_Task to carry out:_
Please list all lines of the material below in which the string "styles" occurs.

_Supplied information:_
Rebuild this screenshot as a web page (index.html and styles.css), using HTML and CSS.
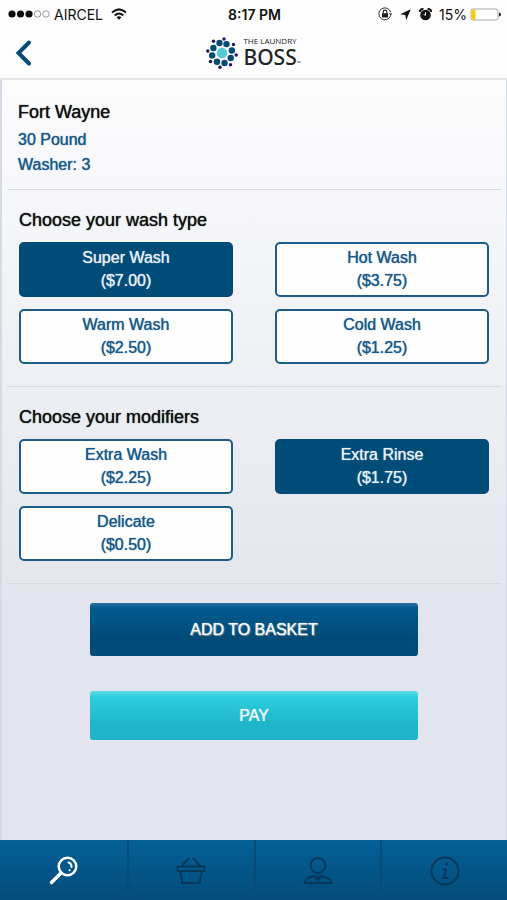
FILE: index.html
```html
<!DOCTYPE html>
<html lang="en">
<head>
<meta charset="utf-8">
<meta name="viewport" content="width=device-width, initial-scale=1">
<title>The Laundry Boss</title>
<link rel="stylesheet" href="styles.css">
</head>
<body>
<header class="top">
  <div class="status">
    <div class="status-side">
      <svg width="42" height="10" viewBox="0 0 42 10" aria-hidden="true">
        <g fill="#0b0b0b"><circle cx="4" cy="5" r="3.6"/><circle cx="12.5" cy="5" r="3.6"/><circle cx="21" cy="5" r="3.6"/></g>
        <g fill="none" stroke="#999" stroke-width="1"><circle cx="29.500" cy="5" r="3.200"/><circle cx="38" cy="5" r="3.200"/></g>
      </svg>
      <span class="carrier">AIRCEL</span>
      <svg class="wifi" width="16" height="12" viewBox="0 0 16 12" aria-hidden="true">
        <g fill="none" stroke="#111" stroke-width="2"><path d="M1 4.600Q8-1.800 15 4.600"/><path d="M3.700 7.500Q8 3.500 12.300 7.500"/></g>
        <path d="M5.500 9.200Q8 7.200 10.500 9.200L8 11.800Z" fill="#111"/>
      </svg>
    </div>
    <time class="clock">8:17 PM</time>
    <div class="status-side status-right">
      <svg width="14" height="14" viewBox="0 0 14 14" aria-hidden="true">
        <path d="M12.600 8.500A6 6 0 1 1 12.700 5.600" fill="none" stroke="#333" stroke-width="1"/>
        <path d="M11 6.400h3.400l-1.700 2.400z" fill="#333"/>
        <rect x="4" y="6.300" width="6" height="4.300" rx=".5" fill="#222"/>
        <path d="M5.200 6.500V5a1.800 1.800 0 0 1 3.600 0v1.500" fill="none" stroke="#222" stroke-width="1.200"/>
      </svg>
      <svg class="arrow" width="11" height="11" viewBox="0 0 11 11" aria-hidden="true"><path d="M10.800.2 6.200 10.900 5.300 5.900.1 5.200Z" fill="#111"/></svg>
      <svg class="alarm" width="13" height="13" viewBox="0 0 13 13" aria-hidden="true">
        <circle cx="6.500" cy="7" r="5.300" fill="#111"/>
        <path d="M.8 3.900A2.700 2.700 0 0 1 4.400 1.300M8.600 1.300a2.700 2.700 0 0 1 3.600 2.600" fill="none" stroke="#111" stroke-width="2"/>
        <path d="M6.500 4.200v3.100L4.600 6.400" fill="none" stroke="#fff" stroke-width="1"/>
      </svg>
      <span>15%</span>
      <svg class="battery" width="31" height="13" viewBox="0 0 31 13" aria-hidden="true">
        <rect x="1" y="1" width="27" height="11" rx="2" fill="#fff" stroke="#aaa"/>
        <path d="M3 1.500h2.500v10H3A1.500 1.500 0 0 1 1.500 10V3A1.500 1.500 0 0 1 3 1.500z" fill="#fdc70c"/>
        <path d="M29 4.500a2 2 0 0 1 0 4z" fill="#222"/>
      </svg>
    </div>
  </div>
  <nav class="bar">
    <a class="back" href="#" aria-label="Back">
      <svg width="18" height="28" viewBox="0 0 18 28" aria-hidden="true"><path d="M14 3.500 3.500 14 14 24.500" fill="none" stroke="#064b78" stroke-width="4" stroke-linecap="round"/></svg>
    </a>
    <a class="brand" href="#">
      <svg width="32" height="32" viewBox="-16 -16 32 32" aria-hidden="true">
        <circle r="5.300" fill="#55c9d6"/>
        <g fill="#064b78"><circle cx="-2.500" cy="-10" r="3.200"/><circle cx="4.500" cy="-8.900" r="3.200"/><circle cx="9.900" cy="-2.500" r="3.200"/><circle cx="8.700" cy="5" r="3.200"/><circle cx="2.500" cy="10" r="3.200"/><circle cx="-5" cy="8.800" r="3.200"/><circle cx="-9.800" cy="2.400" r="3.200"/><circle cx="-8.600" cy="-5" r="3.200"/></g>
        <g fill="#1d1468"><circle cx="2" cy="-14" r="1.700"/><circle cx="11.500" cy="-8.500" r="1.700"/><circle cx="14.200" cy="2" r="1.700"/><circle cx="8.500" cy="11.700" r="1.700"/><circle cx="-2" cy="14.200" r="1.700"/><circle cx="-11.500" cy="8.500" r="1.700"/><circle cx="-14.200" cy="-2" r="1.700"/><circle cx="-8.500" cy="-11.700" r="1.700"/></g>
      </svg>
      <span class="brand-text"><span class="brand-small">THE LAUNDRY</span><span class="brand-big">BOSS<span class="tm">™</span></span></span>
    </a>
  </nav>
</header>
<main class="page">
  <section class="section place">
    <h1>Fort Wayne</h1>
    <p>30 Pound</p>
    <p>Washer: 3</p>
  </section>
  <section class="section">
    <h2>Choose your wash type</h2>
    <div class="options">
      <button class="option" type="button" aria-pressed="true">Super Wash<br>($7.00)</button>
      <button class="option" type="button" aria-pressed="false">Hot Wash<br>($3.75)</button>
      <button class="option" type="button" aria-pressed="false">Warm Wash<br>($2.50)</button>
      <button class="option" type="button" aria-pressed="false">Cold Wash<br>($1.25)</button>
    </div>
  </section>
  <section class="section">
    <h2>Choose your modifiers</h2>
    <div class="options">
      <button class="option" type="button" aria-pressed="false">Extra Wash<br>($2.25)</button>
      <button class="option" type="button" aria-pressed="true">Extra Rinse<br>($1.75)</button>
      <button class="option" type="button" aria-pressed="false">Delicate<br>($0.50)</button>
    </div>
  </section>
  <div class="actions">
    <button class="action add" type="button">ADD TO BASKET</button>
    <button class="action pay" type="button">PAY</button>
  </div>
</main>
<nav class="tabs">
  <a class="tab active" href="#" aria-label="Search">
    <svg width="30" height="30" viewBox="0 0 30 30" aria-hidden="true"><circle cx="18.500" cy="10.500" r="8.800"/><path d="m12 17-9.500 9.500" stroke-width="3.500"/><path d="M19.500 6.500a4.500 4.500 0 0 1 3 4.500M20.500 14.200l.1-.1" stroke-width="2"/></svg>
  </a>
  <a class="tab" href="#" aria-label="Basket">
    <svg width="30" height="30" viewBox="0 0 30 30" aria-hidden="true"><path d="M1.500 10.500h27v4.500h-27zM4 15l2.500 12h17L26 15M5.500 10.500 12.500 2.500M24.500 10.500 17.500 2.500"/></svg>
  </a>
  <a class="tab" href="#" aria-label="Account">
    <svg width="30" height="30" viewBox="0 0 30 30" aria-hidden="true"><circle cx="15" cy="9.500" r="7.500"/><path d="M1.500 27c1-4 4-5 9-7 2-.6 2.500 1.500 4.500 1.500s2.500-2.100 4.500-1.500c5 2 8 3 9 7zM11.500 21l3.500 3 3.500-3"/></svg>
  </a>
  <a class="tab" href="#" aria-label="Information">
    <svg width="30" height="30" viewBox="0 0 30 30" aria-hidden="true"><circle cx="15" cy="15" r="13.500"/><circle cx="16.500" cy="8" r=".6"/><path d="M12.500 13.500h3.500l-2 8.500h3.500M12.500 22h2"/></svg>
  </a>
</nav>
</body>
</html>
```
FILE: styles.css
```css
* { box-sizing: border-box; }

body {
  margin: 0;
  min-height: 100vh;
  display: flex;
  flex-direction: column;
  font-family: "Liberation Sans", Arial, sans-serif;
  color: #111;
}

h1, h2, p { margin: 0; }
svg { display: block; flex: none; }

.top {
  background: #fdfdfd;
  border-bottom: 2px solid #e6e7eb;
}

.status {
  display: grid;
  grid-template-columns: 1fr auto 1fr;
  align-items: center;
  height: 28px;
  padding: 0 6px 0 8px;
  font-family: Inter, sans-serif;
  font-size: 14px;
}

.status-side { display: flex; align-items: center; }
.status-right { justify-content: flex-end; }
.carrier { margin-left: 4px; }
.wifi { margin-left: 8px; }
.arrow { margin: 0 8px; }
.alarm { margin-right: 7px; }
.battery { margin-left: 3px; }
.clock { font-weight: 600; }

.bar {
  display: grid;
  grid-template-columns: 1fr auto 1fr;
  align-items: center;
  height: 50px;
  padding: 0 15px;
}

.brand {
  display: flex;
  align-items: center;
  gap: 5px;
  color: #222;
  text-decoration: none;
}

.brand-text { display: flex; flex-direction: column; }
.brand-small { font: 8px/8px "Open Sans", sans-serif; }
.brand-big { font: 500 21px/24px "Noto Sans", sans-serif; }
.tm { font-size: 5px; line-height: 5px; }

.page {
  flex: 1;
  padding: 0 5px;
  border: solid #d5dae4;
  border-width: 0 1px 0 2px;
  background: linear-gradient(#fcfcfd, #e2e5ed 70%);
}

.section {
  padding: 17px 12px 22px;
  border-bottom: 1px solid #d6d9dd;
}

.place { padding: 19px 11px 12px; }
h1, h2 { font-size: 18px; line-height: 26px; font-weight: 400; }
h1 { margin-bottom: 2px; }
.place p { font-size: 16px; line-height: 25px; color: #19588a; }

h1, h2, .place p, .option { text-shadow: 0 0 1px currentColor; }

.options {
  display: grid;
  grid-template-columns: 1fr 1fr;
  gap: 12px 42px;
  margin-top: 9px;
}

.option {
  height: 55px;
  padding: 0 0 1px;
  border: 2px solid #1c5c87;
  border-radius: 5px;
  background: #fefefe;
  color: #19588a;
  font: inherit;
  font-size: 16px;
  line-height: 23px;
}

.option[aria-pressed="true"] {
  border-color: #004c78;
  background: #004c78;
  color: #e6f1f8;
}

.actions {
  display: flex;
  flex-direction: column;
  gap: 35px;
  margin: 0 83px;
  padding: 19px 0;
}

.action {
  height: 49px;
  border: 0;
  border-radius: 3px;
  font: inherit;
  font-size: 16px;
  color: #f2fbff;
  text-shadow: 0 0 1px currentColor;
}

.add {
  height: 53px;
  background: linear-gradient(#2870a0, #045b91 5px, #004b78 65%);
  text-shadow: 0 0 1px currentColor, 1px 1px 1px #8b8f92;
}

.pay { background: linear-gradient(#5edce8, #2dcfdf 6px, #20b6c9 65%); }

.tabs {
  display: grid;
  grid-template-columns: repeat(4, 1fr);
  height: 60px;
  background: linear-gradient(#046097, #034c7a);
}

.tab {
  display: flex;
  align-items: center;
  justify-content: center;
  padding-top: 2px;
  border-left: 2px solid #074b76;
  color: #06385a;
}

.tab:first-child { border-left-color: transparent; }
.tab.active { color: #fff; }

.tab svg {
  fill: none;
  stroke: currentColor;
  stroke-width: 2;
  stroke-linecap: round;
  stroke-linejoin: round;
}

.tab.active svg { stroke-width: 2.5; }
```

_Task output:_
Rebuild this screenshot as a web page (index.html and styles.css), using HTML and CSS.
<link rel="stylesheet" href="styles.css">
FILE: styles.css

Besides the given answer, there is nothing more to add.